Dataset section >>
○ ○ ○ ○ ○
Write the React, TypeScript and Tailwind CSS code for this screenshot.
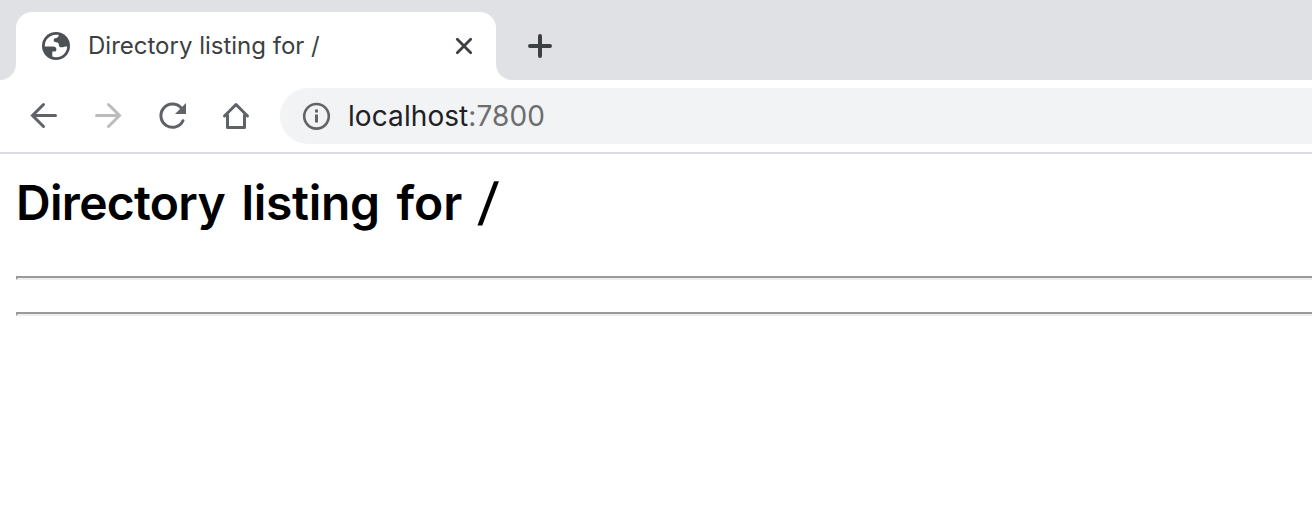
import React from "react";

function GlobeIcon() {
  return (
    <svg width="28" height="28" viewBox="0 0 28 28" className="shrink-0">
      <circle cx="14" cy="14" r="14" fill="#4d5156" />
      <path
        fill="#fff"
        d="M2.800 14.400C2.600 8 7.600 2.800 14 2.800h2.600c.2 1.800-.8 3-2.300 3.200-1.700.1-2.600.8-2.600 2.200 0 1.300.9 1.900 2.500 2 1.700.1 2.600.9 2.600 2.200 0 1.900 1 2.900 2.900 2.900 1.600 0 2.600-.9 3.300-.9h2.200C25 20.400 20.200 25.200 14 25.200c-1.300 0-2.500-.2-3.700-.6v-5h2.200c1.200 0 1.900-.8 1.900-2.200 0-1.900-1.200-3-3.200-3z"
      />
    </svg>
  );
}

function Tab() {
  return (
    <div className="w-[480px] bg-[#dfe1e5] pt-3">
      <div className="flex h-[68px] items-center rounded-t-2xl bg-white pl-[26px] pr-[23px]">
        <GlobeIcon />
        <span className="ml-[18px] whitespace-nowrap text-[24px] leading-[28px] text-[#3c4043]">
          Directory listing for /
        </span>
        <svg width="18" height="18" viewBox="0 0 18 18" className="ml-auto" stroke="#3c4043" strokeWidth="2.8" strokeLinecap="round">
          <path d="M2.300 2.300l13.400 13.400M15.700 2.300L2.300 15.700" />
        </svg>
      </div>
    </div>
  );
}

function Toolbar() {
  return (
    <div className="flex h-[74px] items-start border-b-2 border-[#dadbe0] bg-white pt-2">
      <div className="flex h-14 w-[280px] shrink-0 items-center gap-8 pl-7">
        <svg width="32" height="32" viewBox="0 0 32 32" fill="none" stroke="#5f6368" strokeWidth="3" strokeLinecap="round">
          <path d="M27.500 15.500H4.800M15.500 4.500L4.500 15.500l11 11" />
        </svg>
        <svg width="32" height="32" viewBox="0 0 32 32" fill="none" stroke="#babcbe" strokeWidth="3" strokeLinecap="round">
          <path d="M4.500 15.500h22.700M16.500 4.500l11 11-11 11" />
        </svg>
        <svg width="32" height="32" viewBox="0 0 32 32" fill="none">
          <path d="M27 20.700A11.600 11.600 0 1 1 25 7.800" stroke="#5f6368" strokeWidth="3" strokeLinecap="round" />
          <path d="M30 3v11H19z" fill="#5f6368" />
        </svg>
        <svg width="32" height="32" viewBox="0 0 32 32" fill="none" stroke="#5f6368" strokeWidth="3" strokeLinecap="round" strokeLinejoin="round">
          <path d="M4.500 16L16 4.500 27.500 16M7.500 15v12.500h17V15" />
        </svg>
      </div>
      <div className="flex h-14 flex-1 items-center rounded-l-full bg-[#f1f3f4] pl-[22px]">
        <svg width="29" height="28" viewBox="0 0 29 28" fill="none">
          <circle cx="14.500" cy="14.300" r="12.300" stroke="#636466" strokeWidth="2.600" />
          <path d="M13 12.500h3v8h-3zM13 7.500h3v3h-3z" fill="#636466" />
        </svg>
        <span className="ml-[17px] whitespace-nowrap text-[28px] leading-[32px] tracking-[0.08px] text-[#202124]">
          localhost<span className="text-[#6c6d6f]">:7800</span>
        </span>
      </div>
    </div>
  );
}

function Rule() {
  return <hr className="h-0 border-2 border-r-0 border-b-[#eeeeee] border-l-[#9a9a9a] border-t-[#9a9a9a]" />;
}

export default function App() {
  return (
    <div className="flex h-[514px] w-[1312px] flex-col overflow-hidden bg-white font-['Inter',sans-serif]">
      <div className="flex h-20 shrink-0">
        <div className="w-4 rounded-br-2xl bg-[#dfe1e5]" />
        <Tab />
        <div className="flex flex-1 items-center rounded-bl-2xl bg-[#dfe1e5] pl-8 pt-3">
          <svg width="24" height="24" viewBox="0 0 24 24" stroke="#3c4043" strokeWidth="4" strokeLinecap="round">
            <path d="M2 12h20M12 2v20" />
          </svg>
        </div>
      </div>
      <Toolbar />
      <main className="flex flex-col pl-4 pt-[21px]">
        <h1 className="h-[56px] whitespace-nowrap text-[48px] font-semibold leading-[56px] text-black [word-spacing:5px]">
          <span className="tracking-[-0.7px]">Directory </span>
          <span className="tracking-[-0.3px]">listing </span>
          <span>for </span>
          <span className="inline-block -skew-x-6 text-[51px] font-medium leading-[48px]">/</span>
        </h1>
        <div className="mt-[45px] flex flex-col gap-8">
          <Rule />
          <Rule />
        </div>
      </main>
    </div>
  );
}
○ ○ ○ ○ ○
The request >> Exactly as written, please give again the lines from the beginning of the listing through the line containing "import React from", inclusive, without any pictures.

Output below >>
Write the React, TypeScript and Tailwind CSS code for this screenshot.
import React from "react";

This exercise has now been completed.